### What is required
Using the records below, count the lines with "TypeScript" in them. Give the number only.
──────── Entries shown ────────
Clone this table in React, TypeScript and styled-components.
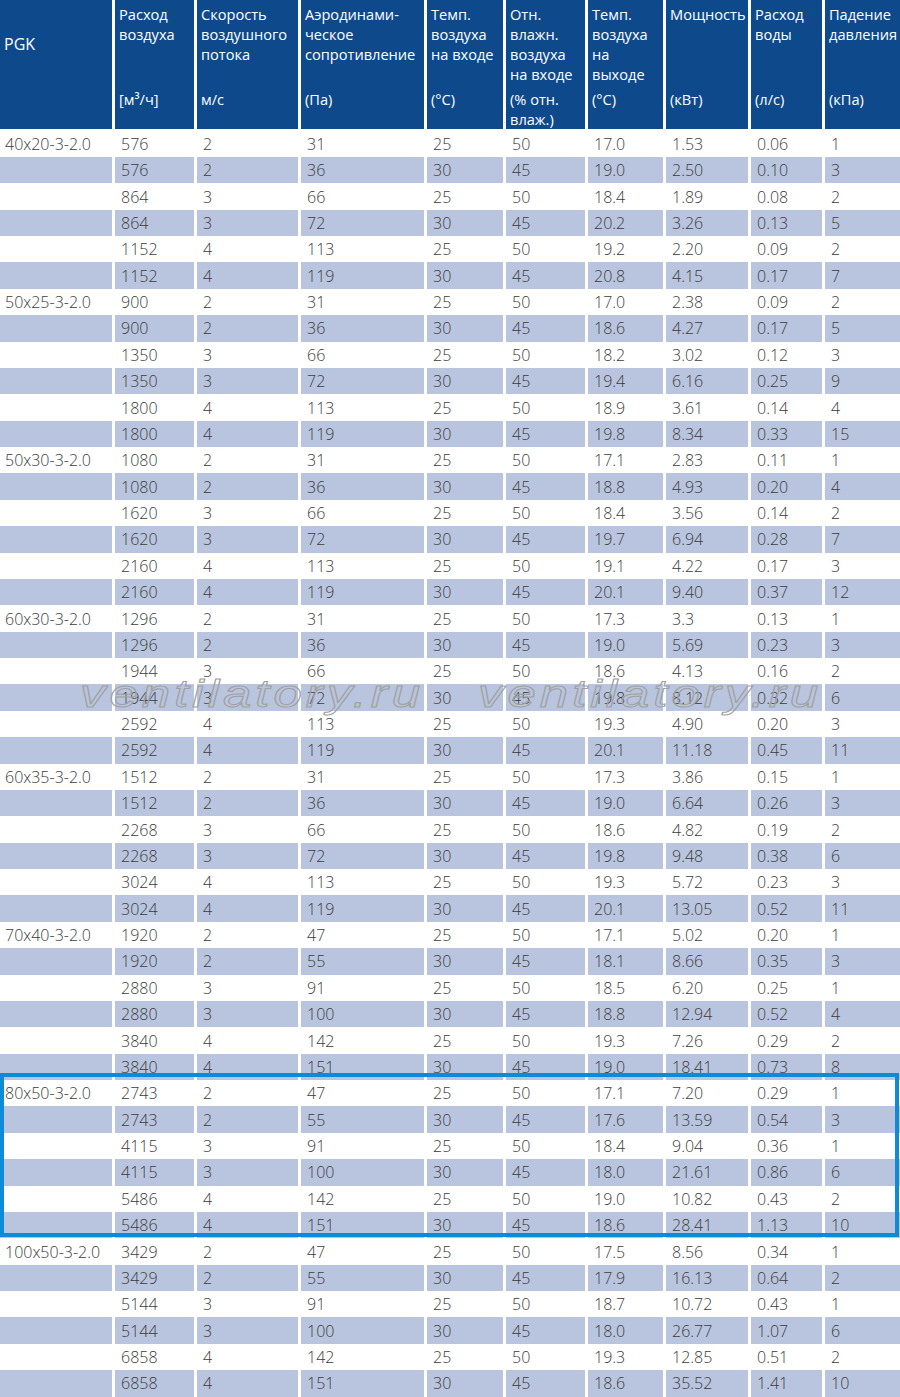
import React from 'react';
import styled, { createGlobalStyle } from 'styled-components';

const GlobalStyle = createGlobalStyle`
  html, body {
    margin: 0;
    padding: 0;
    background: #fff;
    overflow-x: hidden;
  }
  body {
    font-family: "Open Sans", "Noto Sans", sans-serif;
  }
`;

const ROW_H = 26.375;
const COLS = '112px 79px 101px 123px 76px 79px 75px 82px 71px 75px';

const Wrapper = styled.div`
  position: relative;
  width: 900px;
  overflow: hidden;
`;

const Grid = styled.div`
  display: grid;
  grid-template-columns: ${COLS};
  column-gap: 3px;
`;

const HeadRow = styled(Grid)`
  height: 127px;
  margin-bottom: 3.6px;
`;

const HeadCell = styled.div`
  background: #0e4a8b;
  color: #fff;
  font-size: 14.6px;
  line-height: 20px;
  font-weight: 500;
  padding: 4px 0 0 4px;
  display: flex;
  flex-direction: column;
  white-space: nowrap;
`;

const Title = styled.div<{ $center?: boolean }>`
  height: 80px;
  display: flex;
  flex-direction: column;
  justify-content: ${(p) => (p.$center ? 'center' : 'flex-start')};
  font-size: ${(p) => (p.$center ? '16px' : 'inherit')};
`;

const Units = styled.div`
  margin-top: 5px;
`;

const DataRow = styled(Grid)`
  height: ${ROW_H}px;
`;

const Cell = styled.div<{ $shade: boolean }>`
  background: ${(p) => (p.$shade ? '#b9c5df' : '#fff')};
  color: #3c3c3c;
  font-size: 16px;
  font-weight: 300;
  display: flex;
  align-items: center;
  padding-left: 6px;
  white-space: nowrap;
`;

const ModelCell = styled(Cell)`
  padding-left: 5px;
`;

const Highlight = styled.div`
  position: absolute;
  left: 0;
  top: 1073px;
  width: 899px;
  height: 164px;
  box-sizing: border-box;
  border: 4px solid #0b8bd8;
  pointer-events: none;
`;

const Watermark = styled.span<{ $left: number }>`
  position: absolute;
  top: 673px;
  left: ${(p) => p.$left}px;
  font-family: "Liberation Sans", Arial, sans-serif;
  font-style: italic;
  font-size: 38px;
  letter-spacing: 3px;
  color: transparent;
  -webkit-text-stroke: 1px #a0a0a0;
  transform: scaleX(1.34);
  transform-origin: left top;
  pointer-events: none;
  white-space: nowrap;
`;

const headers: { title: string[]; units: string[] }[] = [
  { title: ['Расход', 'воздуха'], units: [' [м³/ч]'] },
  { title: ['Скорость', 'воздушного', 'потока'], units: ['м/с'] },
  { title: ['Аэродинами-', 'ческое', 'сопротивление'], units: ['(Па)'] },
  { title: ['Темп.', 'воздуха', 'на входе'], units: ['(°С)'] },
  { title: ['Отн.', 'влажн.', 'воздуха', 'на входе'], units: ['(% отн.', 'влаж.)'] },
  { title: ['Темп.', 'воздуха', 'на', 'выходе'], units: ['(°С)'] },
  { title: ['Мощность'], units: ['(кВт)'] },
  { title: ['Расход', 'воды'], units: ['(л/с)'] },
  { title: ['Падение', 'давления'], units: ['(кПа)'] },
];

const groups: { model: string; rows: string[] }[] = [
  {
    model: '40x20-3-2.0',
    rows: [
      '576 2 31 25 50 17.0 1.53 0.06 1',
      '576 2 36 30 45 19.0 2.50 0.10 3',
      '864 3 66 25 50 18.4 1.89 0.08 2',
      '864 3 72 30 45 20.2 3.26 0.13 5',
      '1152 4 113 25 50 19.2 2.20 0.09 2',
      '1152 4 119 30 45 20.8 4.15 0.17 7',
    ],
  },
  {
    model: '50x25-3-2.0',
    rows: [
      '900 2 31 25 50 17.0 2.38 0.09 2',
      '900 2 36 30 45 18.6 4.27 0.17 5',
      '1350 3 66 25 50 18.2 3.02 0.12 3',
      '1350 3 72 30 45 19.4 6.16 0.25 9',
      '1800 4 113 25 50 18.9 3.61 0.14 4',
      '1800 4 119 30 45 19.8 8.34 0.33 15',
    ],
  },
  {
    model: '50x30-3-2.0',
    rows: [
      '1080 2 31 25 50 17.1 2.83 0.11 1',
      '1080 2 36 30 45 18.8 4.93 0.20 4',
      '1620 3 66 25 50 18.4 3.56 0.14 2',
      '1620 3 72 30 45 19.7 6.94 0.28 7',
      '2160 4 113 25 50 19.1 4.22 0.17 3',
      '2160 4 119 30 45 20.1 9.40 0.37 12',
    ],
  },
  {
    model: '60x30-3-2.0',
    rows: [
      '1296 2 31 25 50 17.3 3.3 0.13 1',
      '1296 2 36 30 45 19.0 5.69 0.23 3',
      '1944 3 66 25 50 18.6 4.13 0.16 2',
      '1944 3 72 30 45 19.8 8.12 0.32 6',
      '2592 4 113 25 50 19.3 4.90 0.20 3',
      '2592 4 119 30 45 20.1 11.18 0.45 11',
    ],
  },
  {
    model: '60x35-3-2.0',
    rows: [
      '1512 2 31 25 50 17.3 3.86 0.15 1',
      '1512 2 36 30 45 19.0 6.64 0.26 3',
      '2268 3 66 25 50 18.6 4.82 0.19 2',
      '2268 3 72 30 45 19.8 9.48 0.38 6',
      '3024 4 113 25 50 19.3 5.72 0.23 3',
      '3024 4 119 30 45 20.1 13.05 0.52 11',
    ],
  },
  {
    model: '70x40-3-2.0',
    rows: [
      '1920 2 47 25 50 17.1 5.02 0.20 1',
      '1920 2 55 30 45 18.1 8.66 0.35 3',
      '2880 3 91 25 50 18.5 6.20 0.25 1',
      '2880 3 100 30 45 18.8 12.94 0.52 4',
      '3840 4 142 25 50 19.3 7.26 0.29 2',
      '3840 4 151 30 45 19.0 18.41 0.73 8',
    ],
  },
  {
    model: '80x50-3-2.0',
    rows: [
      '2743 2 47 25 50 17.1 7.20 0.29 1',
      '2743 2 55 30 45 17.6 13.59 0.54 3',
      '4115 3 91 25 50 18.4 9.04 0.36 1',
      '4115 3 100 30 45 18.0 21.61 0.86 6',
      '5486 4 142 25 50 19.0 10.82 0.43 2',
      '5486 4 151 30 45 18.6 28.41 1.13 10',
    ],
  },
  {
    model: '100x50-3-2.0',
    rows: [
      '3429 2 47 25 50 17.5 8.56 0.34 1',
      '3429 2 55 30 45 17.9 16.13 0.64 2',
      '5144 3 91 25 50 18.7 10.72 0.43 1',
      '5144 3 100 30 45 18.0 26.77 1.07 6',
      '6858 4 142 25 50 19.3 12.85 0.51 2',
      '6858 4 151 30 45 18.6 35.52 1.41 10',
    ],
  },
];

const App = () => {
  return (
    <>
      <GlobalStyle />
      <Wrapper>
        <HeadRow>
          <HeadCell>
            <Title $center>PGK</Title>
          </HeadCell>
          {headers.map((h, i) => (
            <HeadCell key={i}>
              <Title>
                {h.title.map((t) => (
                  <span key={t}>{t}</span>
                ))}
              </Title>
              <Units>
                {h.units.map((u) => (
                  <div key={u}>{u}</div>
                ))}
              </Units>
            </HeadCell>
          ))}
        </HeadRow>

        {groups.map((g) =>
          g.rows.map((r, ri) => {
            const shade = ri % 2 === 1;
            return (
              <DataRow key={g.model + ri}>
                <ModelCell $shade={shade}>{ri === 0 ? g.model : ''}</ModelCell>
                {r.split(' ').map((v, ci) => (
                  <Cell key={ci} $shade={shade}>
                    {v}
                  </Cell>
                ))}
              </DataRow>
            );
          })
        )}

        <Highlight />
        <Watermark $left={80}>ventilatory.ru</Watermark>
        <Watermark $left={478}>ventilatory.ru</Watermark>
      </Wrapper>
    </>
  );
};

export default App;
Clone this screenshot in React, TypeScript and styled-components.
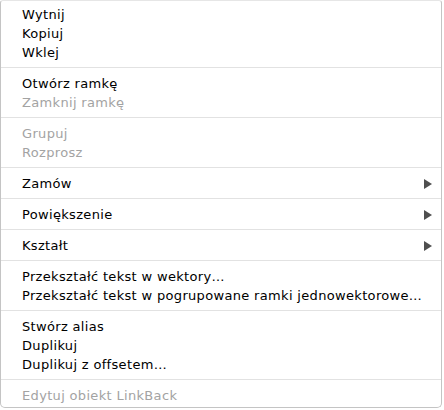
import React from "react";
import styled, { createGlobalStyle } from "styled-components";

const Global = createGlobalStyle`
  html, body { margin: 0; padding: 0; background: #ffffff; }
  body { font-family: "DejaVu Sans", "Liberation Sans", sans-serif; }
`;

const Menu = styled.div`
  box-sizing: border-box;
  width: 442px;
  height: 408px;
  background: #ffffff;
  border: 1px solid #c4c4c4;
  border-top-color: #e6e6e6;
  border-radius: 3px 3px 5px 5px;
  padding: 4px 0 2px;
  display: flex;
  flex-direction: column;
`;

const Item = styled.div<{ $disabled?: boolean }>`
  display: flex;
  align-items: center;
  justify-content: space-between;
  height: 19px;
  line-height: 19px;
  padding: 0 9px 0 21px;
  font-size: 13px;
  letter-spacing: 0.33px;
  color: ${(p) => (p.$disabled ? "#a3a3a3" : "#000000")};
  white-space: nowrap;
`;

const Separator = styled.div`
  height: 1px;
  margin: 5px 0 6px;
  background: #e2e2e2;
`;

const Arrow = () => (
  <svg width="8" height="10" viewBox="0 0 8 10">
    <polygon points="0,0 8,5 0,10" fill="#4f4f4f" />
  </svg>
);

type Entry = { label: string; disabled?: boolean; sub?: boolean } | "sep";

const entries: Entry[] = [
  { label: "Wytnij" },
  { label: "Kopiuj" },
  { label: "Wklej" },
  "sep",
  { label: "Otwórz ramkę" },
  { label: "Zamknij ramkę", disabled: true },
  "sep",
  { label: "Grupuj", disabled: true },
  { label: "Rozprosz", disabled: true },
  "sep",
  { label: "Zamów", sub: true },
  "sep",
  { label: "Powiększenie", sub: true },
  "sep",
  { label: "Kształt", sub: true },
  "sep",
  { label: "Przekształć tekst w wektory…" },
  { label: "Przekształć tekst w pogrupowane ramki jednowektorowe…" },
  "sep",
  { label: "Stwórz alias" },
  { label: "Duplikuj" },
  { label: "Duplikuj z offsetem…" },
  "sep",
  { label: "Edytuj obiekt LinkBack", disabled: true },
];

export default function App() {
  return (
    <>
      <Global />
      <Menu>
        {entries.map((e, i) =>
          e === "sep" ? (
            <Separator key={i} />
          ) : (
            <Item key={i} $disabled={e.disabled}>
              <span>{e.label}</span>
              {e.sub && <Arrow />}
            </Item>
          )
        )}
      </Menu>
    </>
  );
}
────────
### Output for this task
2